- **Dataset rows**:
____

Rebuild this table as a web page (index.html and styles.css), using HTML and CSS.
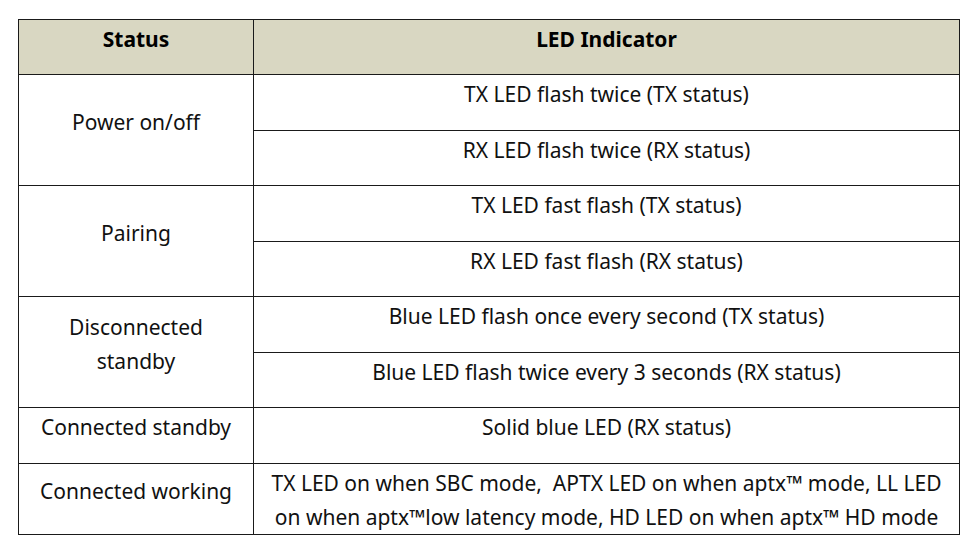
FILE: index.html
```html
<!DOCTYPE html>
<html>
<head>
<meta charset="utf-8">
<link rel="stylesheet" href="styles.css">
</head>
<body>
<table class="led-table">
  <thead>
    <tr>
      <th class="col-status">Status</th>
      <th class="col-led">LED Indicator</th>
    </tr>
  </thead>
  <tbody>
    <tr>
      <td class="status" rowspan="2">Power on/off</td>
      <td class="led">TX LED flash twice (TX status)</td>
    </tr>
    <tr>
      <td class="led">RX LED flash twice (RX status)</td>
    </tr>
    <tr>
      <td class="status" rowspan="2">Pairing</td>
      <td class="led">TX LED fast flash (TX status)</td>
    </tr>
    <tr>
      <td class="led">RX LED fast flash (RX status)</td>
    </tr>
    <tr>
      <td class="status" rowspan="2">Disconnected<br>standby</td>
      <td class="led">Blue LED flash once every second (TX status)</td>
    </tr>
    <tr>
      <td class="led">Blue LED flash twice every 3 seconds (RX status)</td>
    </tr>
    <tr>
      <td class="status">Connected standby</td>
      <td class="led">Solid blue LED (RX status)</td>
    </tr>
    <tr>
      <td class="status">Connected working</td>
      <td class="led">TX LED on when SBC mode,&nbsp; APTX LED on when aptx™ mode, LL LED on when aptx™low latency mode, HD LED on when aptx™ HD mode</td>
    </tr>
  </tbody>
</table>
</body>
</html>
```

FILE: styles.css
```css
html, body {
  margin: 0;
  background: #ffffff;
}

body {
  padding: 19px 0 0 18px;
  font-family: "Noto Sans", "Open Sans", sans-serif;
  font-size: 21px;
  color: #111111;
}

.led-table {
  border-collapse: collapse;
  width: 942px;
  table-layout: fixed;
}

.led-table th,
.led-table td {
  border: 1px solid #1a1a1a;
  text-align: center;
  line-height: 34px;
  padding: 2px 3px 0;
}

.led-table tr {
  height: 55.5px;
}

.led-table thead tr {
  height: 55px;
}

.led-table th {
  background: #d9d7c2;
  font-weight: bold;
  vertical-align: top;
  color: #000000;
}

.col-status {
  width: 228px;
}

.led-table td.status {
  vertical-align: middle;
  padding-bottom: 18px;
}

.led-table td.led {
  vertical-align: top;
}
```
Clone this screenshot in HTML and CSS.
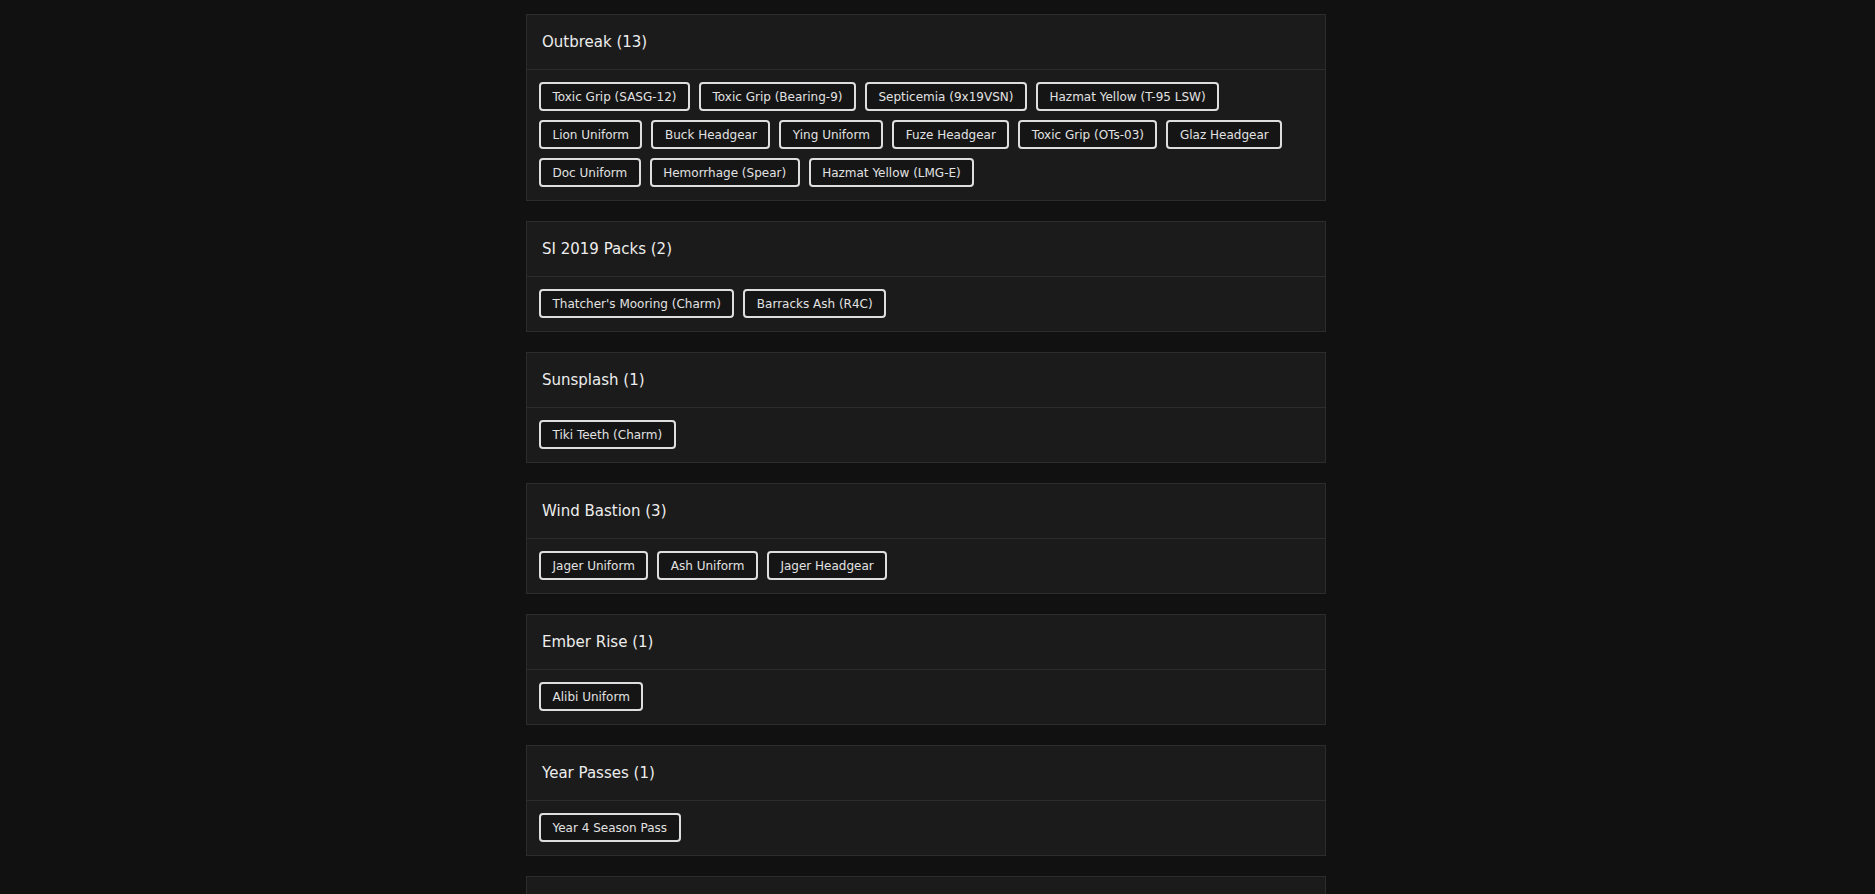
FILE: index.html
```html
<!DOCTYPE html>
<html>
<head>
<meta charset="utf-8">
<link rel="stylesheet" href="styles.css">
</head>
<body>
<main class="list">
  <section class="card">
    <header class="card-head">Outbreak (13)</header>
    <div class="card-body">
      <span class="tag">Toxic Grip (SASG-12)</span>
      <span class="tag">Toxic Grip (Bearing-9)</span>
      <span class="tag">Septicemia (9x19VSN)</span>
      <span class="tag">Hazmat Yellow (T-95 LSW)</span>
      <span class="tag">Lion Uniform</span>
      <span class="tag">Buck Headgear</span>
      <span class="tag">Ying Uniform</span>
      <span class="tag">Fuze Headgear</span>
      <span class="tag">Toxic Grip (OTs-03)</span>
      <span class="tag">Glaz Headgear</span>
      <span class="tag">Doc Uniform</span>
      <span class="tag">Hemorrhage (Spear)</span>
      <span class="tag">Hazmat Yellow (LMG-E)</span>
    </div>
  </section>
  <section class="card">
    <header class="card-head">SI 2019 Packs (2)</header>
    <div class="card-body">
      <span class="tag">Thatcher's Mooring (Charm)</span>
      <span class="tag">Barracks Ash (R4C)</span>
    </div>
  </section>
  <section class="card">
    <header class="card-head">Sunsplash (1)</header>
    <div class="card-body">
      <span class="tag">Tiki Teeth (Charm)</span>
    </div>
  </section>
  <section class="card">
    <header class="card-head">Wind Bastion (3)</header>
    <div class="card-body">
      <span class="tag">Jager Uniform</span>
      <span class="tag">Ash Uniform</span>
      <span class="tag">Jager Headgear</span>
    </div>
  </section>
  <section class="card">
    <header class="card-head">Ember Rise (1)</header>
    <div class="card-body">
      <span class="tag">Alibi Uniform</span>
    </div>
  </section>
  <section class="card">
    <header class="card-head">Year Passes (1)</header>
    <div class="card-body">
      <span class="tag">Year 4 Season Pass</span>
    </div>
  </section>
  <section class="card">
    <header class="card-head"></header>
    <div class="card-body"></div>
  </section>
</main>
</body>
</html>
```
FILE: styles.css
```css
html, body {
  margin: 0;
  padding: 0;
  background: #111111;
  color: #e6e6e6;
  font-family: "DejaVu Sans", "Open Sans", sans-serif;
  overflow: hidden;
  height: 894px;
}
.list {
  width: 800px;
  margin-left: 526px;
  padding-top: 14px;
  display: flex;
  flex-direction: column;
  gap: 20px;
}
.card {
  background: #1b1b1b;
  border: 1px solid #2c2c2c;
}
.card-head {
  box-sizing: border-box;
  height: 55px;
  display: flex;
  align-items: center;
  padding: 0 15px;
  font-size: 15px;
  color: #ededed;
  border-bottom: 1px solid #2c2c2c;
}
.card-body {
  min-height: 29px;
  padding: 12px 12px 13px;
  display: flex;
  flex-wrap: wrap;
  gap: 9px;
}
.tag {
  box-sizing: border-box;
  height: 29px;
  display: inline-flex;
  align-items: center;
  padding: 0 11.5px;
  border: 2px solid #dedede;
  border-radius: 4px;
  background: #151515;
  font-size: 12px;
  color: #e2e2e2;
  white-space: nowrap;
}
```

____

- **Required work**: Gather all the lines that include the word "table" and copy them out.

- **Written reply**:
Rebuild this table as a web page (index.html and styles.css), using HTML and CSS.
<table class="led-table">
</table>
.led-table {
  table-layout: fixed;
.led-table th,
.led-table td {
.led-table tr {
.led-table thead tr {
.led-table th {
.led-table td.status {
.led-table td.led {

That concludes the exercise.